The world economy is about to fall off a cliff.
We've known that will happen ever since the 2008 failure of Lehman Brothers, but after massive interventions by Western central bankers saved the world economy from collapse then, there has been a desperate hope that happy times would return if everyone just believed in financial fairies. It is now clear that this will not work.
All that governments have done since 2008 is kick the can down the road, and now they have run out of road. When banks in Cyprus open later today – if they open today – there will be a run and unavoidable contagion.

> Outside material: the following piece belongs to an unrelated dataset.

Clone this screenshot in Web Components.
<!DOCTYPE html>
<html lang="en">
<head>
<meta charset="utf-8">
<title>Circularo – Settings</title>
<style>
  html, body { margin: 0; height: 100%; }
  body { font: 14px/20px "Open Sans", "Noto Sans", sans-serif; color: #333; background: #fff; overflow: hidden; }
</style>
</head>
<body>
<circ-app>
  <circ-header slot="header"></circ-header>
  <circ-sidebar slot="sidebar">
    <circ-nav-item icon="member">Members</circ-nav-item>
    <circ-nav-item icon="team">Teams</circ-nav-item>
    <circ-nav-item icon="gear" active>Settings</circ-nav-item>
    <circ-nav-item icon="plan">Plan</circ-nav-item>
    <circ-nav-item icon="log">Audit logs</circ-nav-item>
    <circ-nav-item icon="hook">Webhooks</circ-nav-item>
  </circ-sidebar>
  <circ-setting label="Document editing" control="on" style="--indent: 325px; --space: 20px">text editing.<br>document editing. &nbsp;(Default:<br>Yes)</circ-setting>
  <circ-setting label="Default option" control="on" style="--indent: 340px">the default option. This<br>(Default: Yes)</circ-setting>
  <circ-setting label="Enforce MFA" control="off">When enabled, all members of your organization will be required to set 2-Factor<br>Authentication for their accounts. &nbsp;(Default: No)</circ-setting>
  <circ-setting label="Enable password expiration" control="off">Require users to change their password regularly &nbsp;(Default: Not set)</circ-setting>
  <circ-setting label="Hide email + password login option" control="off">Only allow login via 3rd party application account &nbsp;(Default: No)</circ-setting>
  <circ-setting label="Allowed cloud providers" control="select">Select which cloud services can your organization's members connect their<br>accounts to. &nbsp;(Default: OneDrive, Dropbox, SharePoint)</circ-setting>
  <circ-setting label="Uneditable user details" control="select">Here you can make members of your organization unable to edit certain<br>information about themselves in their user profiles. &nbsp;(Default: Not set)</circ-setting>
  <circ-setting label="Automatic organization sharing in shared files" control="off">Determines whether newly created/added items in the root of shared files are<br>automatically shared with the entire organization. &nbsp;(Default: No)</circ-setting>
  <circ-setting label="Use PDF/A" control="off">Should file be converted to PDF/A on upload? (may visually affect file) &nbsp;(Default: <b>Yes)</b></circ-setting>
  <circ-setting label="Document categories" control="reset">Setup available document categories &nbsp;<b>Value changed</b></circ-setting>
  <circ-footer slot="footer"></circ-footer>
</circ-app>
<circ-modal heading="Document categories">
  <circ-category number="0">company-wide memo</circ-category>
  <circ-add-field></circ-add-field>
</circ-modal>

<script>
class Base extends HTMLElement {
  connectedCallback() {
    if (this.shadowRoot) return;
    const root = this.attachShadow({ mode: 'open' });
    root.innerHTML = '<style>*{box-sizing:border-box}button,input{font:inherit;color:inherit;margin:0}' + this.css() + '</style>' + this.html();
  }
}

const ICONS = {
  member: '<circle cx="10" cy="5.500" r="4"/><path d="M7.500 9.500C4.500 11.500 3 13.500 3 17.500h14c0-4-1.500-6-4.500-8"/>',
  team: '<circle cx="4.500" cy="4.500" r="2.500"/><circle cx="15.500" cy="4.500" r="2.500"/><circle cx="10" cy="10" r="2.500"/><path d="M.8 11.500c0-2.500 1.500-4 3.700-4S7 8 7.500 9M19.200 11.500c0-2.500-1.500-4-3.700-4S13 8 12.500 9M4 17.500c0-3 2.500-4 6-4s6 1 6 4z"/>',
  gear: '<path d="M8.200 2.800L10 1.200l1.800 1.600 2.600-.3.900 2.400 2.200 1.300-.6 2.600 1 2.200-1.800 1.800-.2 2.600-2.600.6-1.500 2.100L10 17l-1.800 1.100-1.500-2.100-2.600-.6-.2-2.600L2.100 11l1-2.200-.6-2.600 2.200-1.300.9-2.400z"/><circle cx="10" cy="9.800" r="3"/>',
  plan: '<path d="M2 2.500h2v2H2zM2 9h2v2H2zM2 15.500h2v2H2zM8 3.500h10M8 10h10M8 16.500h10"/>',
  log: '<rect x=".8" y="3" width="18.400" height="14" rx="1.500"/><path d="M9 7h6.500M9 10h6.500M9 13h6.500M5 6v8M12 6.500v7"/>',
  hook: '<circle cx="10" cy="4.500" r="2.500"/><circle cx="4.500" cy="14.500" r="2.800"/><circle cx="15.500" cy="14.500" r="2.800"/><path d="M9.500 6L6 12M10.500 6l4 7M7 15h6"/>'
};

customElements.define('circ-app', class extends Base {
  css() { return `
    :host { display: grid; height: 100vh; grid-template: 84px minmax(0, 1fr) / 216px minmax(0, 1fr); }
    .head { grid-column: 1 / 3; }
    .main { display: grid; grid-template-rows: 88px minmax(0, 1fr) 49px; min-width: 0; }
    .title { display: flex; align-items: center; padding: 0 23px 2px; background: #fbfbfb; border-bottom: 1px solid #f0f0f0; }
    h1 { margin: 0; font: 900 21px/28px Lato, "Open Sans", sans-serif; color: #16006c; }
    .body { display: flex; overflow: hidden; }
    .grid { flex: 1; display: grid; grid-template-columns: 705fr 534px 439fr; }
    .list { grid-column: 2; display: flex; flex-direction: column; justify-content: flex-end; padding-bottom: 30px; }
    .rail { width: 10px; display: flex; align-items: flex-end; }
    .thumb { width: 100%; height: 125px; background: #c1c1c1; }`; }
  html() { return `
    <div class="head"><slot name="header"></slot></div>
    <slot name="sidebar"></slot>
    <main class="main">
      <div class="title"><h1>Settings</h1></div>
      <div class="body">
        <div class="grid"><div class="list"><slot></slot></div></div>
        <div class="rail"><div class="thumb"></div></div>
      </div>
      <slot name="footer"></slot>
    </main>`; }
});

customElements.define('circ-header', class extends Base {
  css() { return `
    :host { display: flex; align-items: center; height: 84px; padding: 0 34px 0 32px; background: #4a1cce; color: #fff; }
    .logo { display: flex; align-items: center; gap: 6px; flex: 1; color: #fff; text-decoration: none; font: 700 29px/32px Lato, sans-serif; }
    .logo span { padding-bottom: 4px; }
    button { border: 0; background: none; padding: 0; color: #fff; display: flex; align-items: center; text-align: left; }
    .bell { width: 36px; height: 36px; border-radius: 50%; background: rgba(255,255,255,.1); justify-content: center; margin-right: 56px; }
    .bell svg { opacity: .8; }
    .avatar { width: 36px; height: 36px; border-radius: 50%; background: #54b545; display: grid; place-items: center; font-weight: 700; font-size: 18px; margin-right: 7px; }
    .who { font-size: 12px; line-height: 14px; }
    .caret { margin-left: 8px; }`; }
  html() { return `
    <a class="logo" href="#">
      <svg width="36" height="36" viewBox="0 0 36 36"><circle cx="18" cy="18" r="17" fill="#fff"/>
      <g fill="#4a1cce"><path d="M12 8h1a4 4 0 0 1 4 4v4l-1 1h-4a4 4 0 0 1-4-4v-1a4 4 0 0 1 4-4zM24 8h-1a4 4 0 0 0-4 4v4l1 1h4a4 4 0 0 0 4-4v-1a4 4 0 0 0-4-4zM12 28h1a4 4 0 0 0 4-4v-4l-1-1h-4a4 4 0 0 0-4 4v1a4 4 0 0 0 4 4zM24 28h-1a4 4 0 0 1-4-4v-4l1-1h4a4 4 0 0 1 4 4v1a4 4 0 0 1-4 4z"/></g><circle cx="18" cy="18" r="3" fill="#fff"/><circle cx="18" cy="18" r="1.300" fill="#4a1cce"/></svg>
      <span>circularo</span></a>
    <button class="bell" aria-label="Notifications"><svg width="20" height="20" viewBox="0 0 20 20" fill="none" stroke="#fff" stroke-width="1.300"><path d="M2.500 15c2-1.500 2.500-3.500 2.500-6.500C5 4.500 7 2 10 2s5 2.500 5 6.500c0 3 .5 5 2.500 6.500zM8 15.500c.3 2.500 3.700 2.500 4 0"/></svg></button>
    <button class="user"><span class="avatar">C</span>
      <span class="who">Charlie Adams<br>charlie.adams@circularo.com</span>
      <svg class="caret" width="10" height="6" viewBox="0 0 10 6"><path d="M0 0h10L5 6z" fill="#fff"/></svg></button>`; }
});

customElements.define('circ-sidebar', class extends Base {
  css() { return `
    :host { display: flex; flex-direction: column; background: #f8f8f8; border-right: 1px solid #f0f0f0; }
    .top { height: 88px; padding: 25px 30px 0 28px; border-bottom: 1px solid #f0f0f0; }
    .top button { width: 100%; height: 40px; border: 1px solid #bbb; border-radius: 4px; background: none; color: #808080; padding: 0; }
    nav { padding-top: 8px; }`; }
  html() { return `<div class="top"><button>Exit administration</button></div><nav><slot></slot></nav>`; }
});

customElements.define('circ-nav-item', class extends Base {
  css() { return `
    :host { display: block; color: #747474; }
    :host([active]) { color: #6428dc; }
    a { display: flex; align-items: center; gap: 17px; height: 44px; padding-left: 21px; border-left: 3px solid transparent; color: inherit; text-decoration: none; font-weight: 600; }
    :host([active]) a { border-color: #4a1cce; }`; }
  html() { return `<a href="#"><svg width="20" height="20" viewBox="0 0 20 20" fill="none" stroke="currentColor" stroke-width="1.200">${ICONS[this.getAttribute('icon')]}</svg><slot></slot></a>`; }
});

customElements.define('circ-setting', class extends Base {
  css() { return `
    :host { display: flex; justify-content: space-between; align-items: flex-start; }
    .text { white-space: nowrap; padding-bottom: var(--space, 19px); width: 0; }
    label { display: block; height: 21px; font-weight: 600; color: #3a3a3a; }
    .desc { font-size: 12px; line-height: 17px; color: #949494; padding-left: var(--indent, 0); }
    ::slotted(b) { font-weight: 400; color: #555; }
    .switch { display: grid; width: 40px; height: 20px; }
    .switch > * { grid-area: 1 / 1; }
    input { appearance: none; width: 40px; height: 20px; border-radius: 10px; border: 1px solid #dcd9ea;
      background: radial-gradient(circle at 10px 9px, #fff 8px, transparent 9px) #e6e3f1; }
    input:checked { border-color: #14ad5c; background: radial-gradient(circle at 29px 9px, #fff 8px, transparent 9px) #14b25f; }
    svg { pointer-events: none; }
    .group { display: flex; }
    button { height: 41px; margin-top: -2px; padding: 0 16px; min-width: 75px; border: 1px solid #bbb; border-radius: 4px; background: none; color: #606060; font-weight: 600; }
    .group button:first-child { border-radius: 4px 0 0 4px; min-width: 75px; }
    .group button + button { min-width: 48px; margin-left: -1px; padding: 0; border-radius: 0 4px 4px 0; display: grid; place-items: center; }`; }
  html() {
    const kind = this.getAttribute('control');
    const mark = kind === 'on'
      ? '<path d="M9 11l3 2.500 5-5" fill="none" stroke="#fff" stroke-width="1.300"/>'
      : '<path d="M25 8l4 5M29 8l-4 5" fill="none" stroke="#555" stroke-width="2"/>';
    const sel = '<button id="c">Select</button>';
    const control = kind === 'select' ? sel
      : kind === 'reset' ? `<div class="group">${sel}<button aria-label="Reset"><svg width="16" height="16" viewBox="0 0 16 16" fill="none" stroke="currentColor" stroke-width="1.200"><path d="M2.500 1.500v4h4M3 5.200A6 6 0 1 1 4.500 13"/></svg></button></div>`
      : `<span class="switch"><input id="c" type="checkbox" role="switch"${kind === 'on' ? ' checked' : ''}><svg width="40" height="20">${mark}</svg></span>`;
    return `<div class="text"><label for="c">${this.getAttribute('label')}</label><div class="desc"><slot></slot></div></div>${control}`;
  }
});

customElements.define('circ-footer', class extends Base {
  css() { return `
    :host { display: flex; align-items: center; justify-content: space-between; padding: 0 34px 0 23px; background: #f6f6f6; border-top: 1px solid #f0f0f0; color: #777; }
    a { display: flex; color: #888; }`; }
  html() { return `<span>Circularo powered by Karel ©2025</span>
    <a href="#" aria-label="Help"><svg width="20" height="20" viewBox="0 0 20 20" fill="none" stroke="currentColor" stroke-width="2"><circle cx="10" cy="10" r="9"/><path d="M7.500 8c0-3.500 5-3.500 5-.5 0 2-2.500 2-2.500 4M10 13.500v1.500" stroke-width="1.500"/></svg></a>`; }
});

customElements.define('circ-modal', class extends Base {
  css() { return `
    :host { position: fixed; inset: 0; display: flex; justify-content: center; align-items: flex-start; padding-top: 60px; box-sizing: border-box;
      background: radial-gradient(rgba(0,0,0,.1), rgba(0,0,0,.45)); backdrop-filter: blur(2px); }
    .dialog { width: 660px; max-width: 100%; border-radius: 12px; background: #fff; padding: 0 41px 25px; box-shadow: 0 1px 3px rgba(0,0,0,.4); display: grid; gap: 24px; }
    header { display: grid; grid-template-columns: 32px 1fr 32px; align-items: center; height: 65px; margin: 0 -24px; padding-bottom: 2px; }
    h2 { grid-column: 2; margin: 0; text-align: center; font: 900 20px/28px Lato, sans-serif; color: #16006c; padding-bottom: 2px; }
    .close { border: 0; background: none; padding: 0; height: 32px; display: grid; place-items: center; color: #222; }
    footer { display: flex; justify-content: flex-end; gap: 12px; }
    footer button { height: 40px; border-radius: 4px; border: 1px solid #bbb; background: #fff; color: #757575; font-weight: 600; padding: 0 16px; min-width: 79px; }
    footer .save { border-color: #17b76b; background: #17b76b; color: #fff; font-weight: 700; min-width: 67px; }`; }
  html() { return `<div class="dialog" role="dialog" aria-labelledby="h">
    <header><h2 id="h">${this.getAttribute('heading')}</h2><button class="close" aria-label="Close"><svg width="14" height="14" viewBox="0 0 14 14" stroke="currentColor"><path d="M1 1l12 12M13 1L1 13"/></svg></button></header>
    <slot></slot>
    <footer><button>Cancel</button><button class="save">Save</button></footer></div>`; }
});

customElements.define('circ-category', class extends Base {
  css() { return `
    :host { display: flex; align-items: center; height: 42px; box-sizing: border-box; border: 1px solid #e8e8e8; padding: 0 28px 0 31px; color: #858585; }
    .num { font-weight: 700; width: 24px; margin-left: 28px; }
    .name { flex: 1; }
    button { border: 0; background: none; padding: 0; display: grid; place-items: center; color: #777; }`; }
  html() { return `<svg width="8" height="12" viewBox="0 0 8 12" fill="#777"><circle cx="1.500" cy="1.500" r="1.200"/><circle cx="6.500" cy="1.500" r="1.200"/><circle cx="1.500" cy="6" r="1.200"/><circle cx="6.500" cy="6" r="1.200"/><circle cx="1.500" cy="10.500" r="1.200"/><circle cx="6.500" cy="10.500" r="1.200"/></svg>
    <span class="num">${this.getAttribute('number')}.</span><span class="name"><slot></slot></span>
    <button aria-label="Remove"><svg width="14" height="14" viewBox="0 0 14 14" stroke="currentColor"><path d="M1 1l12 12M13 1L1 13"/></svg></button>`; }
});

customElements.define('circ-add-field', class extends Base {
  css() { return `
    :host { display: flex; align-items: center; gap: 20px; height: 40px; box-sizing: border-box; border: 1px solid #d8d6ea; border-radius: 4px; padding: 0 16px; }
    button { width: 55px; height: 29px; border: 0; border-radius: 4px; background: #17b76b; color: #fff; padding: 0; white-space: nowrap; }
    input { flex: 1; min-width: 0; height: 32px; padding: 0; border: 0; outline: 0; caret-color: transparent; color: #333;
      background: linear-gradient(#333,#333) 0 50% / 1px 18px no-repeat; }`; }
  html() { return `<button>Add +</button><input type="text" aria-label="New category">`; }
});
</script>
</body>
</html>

Whether or not that will send the world economy into a free fall will depend on how successfully European governments contain the situation. All over Europe there are contingency plans to deal with riot and disorder. In Washington, a delegation from London is reported to be in tense meetings with Pentagon brass who are tight-lipped about the agenda.
There are two reasons why tiny Cyprus will have a global impact. One is visible: the “deal” imposed on it by the European Union (read Germany), requiring a heavy 40% “tax” on bank deposits has demolished the foundation of trust necessary for the functioning of a modern banking sector, and it cannot be restored in the short term.
The second reason is that the crisis will hit one of the nodal points of the British-run global money-laundering system. What we are seeing is not an ordinary sovereign debt crisis but a power struggle pitting Germany and the United States against Britain’s criminal empire.
The global impact will come from the sudden collapse of confidence in Britain's capacity to manage the world's enormous stock of black money. That confidence has been dipping ever since the United States charged HSBC last year with money laundering and imposed a fine of nearly $2 billion on Britain's largest bank; the developments in Cypress will push it over a cliff.
Those who hold large undeclared funds in tax havens like Cyprus do so without benefit of official rules and guarantees. They have no legal way of getting their money back if those holding it throw up their hands and plead force majeure. Their only redress is violence. The Russian mafia, which is estimated to have some $19 billion in Cyprus, is probably behind the sudden "suicide" in London of former Russian oligarch Boris Berezovsky. We should expect an increasing number of sudden deaths among money-men around the world.
There will also be a range of other humungous developments as some $30 trillion in black assets freezes over. The huge Hedge funds that have kept commodity markets soaring through three years of recession in all developed countries will probably be less energetic. Prices of real estate, gold and oil will collapse. So will a great deal of luxury consumption. As recent surges in stock markets indicate, the in-crowd has realized that equities will be the safest haven; valuations can be expected to soar.
The Indian economy is among the best for investors to be in right now for it is driven mainly by domestic demand. This explains David Cameron’s two visits to India in the past year, Finance Minister Chidambaram’s stop-over in London as he returned from Davos, and the strange proposals he included in the 2013 budget.
The fall in commodity prices, especially energy, will be a boon for India, but the sailing will not be easy by any means. There will be an enormous amount of economic volatility -- perhaps hyper-inflation -- as black money seeks every which way to enter the legitimate economy. Without careful handling incoming financial flows could send the value of the Rupee skyrocketing. The Reserve Bank better have contingency plans in place to prevent successive waves of deflation and hyper-inflation from roiling our lives too violently. (This would be the right time for the government to float a new family of infrastructure bonds and turn a blind eye to the source of funds.)
There is also the chance that the British elite, in an apre moi le deluge mood, will use their Taliban/ISI proxies to set off a major crisis. A nuclear attack on India will bring down the whole global order and give the vampires a new lease of life.
If something cataclysmic like that does not happen, we can expect that when the dust settles there will be a new world economic order. The Euro probably will not be around. A handful of national currencies, especially those of the United States, Germany and India, might be the foundations of a new (fixed-rate?) international financial system. Britain, China and Japan could also be players if their heavily internationally dependent economies have not taken too severe a beating.
But before we get to that point it’s going to be a wild ride. Buckle your seat belts!